The following is a detailed list of Palestinian rocket and mortar attacks on Israel in 2016. All of the attacks originated in the Gaza Strip, unless stated otherwise. For information pertaining to the wider conflict, see Arab–Israeli conflict and Israeli–Palestinian conflict. This list does not include reports of deaths and injuries caused by Hamas rocket and mortar attacks that fell within Gaza.

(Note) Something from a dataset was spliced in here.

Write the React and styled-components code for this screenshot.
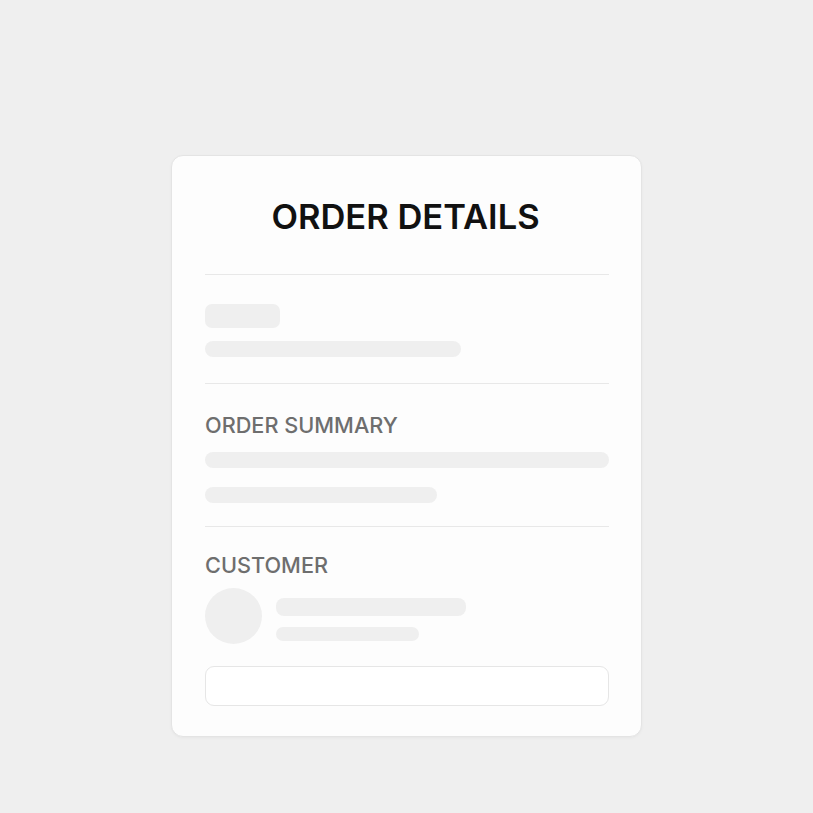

In August 2014, Operation Protective Edge was ended after 4,594 rockets and mortars launched toward Israel. From the end of the operation came into force an unofficial cease-fire between Israel and Hamas.

== January ==
January 1

Around 11pm, five rockets were fired from Gaza at Israel. Two rockets fell inside Israel in open areas at Sha'ar Hanegev regional council. The other three fell in Gaza.

January 24

Around 9pm, 1 rocket was fired from Gaza at Israel. The rocket fell inside Israel in an open area at Sha'ar Hanegev regional council.

== February ==
There were no Palestinian rocket attacks on Israel in February.

== March ==
March 11

Around 10:30pm, 4 rockets fired from Gaza at Israel. All rockets fell in open area at Sha'ar Hanegev regional council.

March 14

Around 11:40pm, 1 rocket fired from Gaza at Israel. The rocket fell in open area at Sha'ar Hanegev regional council.

== April ==
There were no Palestinian rocket attacks on Israel in April.

== May ==
May 7

1 rocket fired from Gaza at Israel. The rocket fell at Eshkol Regional Council without injures or damage. The attack came after 3 days of clashes near the border between Hamas and Israel.

May 25

Around 11pm, 1 rocket fired from Gaza at Israel. The rocket fell at Sha'ar Hanegev Regional Council without injures or damage. A salafist group named Ajnad Bait al-Maqdis claimed responsibility.

== June ==
There were no Palestinian rocket attacks on Israel in June.

== July ==
July 1

Around 11pm, 2 rockets fired from Gaza at Israel. One rocket fell in an empty preschool in Sderot causing extensive damage to the building. No direct casualties were reported. The second rocket fell in open area.

== August ==
August 21

Around 14:25, 1 rocket fired from Gaza at Israel. The rocket fell in Sderot between 2 homes; no injuries were reported.